3. Puisi Buku Harian
Puisi dijadikan sebagai catatan harian, semacam buku harian yang mencatat semua aktifitas sehari hari, dari bangun tidur sampai tidur lagi. Jika dibaca di lain hari bisa bikin tertawa atau pun sedih sendiri.
4. Puisi Deklamatif
Puisi seperti ini biasanya enak dibaca untuk panggung deklamasi, atau pun panggung baca puisi. Semua diksi dan rimanya dipilih yang sekiranya tepat untuk dibaca secara terbuka di depan umum.
5. Puisi Deklaratif
Puisi ini berisi pernyataan yang bersifat deklaratif semacam menyampaikan pengumuman atas suatu obyek maupun subyek tertentu. Biasanya untuk menarik minat pembaca atau pun pendengar, dipilih kata atau pun kalimat yang bombastis, terutama untuk keperluan pembacaan puisi di panggung di hadapan masyarakat pemirsa. Atau misalnya.bisa menjadi semacam puisi untuk unjuk rasa, dan atau pernyataan sikap yang lain.
6. Puisi Investigasi
Yaitu puisi yang cenderung melahirkan pertanyaan, baik disertakan tanda tanya atau tidak. Bisa juga tanya jawabnya diserahkan pada pikiran pembaca. Puisi ini biasanya enak dibaca tatkala memasuki sesi penutupan di acara debat.
7. Puisi Konklusif
Yakni puisi berisi kesimpulan atau pernyataan, baik disertai argumentasi atau pun tidak. Biasanya tidak terlalu terikat permainan rima maupun pilihan diksi. Yang penting pernyataannya bisa dimengerti oleh pembaca. Bisa jadi enak dibaca sambil minum kopi sendiri, atau pun bareng sesama pecinta puisi.
8. Puisi Impian
Puisi dijadikan sebagai tempat menyimpan cita cita, baik secara terang terangan atau pun tersembunyi di metafora maupun di simbol simbol diksi. Puisi seperti ini cenderung tidak memperhatikan enak tidaknya ketika dibaca, tetapi lebih kepada isinya bisa menjadi semacam pengingat untuk terus berusaha mewujudkan impian dari Penulisnya
9. Puisi Abstrak
Puisi yang isinya sulit dimengerti oleh Pembaca, bahkan Penulisnya pun kadang tidak pernah mengerti apa maksud dari puisi yang ditulisnya sendiri. Pembaca dipersilakan untuk mengartikan sendiri, bebas, sesuai ungkapan masing masing pembaca. Puisi seperti ini memberikan kebebasan pembaca dalam bergaya, apakah dibaca di hati, bersuara, terserah, enaknya bagaimana, silakan saja. Pilih gaya se-enaknya saja dalam membaca puisi seperti ini.

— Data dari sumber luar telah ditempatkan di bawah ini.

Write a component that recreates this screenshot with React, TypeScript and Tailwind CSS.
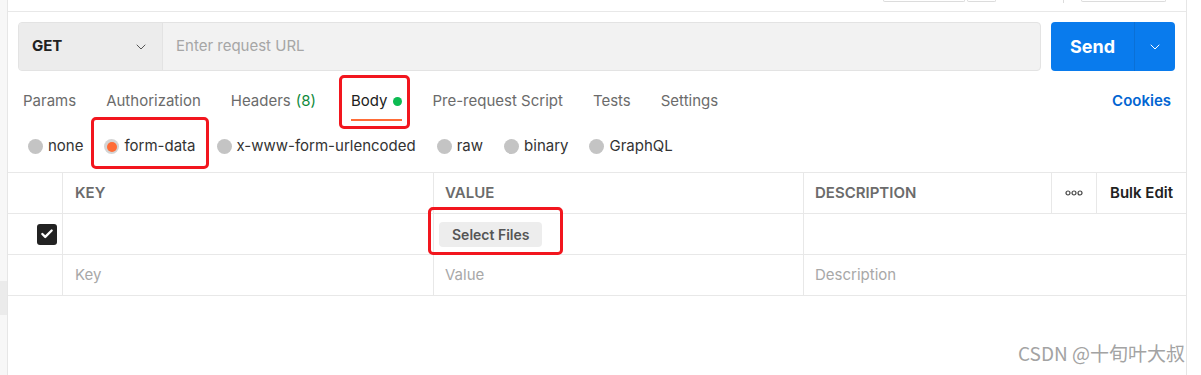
import { ChevronDown, Check } from "lucide-react";

const tabs = [
  { label: "Params" },
  { label: "Authorization" },
  { label: "Headers", count: "(8)" },
  { label: "Body", active: true },
  { label: "Pre-request Script" },
  { label: "Tests" },
  { label: "Settings" },
];

const bodyTypes = ["none", "form-data", "x-www-form-urlencoded", "raw", "binary", "GraphQL"];

function RedBox({ className }: { className: string }) {
  return <div className={`pointer-events-none absolute rounded-[5px] border-[3px] border-[#f2161e] ${className}`}></div>;
}

function Radio({ label }: { label: string }) {
  const selected = label === "form-data";
  return (
    <div className="relative flex items-center gap-[5px]">
      {selected ? (
        <span className="flex h-[15px] w-[15px] items-center justify-center rounded-full bg-[#d4d4d4]">
          <span className="h-[10px] w-[10px] rounded-full bg-[#ff6c37]"></span>
        </span>
      ) : (
        <span className="h-[15px] w-[15px] rounded-full bg-[#c4c4c4]"></span>
      )}
      <span className="text-[15px] text-[#333]">{label}</span>
      {selected && <RedBox className="-left-[13px] -right-[13px] -top-[18px] -bottom-[11px]" />}
    </div>
  );
}

export default function App() {
  return (
    <div className="relative flex h-[375px] w-[1201px] overflow-hidden bg-white font-['Inter',sans-serif]">
      {/* left strip */}
      <div className="w-[8px] shrink-0 border-r border-[#e6e6e6] bg-[#f7f7f7]">
        <div className="mt-[281px] h-[34px] bg-[#ebebeb]"></div>
      </div>

      {/* main */}
      <div className="w-[1179px] shrink-0 border-r border-[#e6e6e6]">
        {/* top strip */}
        <div className="flex h-[12px] items-start border-b border-[#e8e8e8]">
          <div className="ml-[875px] h-[2px] w-[82px] rounded-b-[4px] border-x border-b border-[#dcdcdc]"></div>
          <div className="ml-[2px] h-[2px] w-[29px] rounded-b-[4px] border-x border-b border-[#dcdcdc]"></div>
          <div className="ml-[67px] h-[3px] w-px bg-[#dcdcdc]"></div>
          <div className="ml-[17px] h-[2px] w-[85px] rounded-b-[4px] border-x border-b border-[#dcdcdc]"></div>
        </div>

        {/* url row */}
        <div className="mt-[10px] flex gap-[10px] pl-[10px] pr-[11px]">
          <div className="flex h-[49px] flex-1 overflow-hidden rounded-[4px] border border-[#e3e3e3] bg-[#f2f2f2]">
            <div className="flex w-[144px] items-center justify-between border-r border-[#e3e3e3] bg-[#ececec] pl-[13px] pr-[13px]">
              <span className="text-[15px] font-bold text-[#212121]">GET</span>
              <ChevronDown className="h-[16px] w-[16px] text-[#555]" strokeWidth={1.5} />
            </div>
            <div className="flex items-center pl-[13px] text-[15px] text-[#a6a6a6]">Enter request URL</div>
          </div>
          <div className="flex h-[49px] w-[124px] overflow-hidden rounded-[4px] bg-[#097bed]">
            <div className="flex w-[84px] items-center justify-center border-r border-[#0a70d6] text-[18px] font-bold text-white">
              Send
            </div>
            <div className="flex flex-1 items-center justify-center">
              <ChevronDown className="h-[16px] w-[16px] text-white" strokeWidth={1.5} />
            </div>
          </div>
        </div>

        {/* tabs */}
        <div className="mt-[12px] flex h-[38px] items-stretch pl-[15px] pr-[15px]">
          <div className="flex gap-[30px]">
            {tabs.map((t) => (
              <div
                key={t.label}
                className={`relative flex items-center border-b-2 text-[15px] ${
                  t.active ? "border-[#ff6c37] text-[#212121]" : "border-transparent text-[#6b6b6b]"
                } ${t.label === "Body" ? "ml-[5px]" : ""}`}
              >
                {t.label}
                {t.count && <span className="ml-[5px] text-[#0f8a3c]">{t.count}</span>}
                {t.active && <span className="ml-[6px] h-[9px] w-[9px] rounded-full bg-[#0cbb52]"></span>}
                {t.active && <RedBox className="-left-[12px] -right-[8px] -top-[8px] -bottom-[10px]" />}
              </div>
            ))}
          </div>
          <div className="ml-auto flex items-center pb-[2px] text-[15px] font-semibold text-[#0265d2]">Cookies</div>
        </div>

        {/* body type radios */}
        <div className="flex h-[51px] items-center gap-[21px] pl-[20px]">
          {bodyTypes.map((b) => (
            <Radio key={b} label={b} />
          ))}
        </div>

        {/* table */}
        <div className="text-[15px]">
          <div className="grid h-[42px] grid-cols-[55px_371px_370px_248px_45px_90px] border-y border-[#e8e8e8]">
            <div className="border-r border-[#e8e8e8]"></div>
            <div className="flex items-center border-r border-[#e8e8e8] pl-[12px] font-semibold text-[#6b6b6b]">KEY</div>
            <div className="flex items-center border-r border-[#e8e8e8] pl-[11px] font-semibold text-[#6b6b6b]">VALUE</div>
            <div className="flex items-center border-r border-[#e8e8e8] pl-[11px] font-semibold text-[#6b6b6b]">DESCRIPTION</div>
            <div className="flex items-center justify-center border-r border-[#e8e8e8]">
              <svg width="18" height="6" viewBox="0 0 18 6" fill="none" stroke="#444" strokeWidth="1.2">
                <circle cx="3" cy="3" r="2" />
                <circle cx="9" cy="3" r="2" />
                <circle cx="15" cy="3" r="2" />
              </svg>
            </div>
            <div className="flex items-center pl-[13px] font-semibold text-[#212121]">Bulk Edit</div>
          </div>

          <div className="grid h-[41px] grid-cols-[55px_371px_370px_383px] border-b border-[#e8e8e8]">
            <div className="flex items-center border-r border-[#e8e8e8] pl-[29px]">
              <span className="flex h-[21px] w-[20px] items-center justify-center rounded-[3px] bg-[#222]">
                <Check className="h-[14px] w-[14px] text-white" strokeWidth={4} />
              </span>
            </div>
            <div className="border-r border-[#e8e8e8]"></div>
            <div className="flex items-center border-r border-[#e8e8e8] pl-[5px]">
              <div className="relative">
                <button className="h-[25px] rounded-[4px] bg-[#ededed] px-[13px] text-[14px] font-semibold text-[#555]">
                  Select Files
                </button>
                <RedBox className="-left-[11px] -right-[21px] -top-[15px] -bottom-[8px]" />
              </div>
            </div>
            <div></div>
          </div>

          <div className="grid h-[41px] grid-cols-[55px_371px_370px_383px] border-b border-[#e8e8e8] text-[#a8a8a8]">
            <div className="border-r border-[#e8e8e8]"></div>
            <div className="flex items-center border-r border-[#e8e8e8] pl-[12px]">Key</div>
            <div className="flex items-center border-r border-[#e8e8e8] pl-[11px]">Value</div>
            <div className="flex items-center pl-[11px]">Description</div>
          </div>
        </div>
      </div>

      {/* watermark */}
      <div className="pointer-events-none absolute bottom-[8px] right-[16px] font-['Noto_Sans_CJK_SC',sans-serif] text-[19px] text-[#a3a3a3]">
        CSDN @十旬叶大叔
      </div>
    </div>
  );
}
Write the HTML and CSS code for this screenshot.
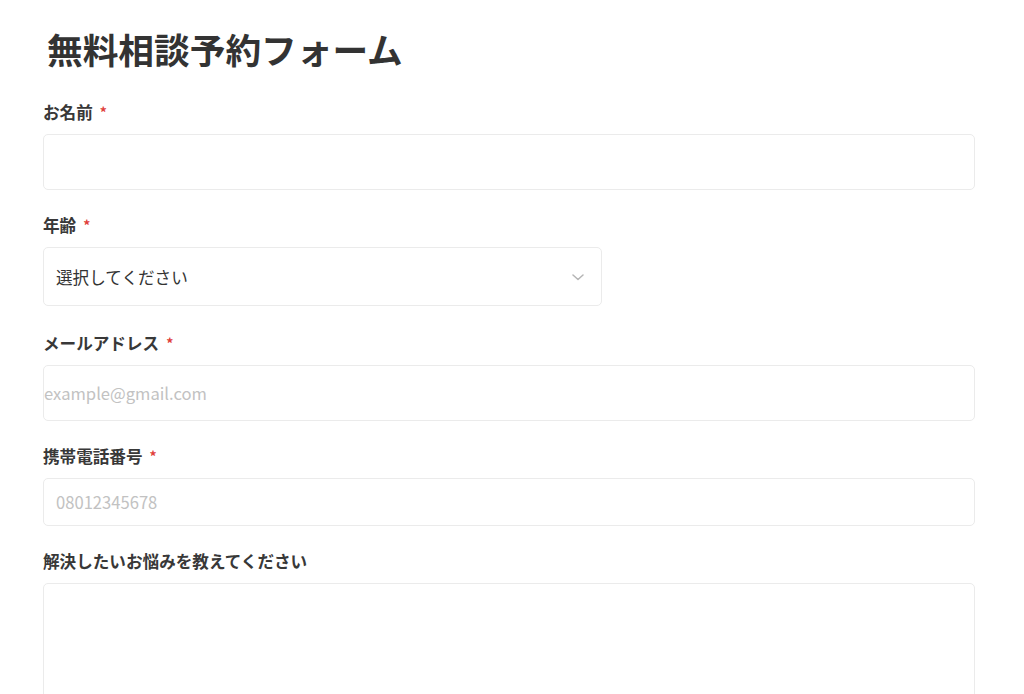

Tentu kemungkinan besar masih ada beberapa jenis puisi jika ditinjau dari sisi enaknya ketika dibaca. Satu diantara contoh puisi yang mungkin akan melahirkan berbagai pendapat bagaimana sebaiknya cara membacanya agar terasa enak ketika dibaca.
Puisi yang dimaksud adalah puisi guritan Penyair MH. D. Hermanto yang telah tayang di rubrik sastra puisi di jurnal online mbludus.com, yakni berjudul /AKU TANPAMU/. Puisi ini bersama puisi puisinya yang lain telah terbit di https://mbludus.com/puisi-puisi-mh-d-hermanto/.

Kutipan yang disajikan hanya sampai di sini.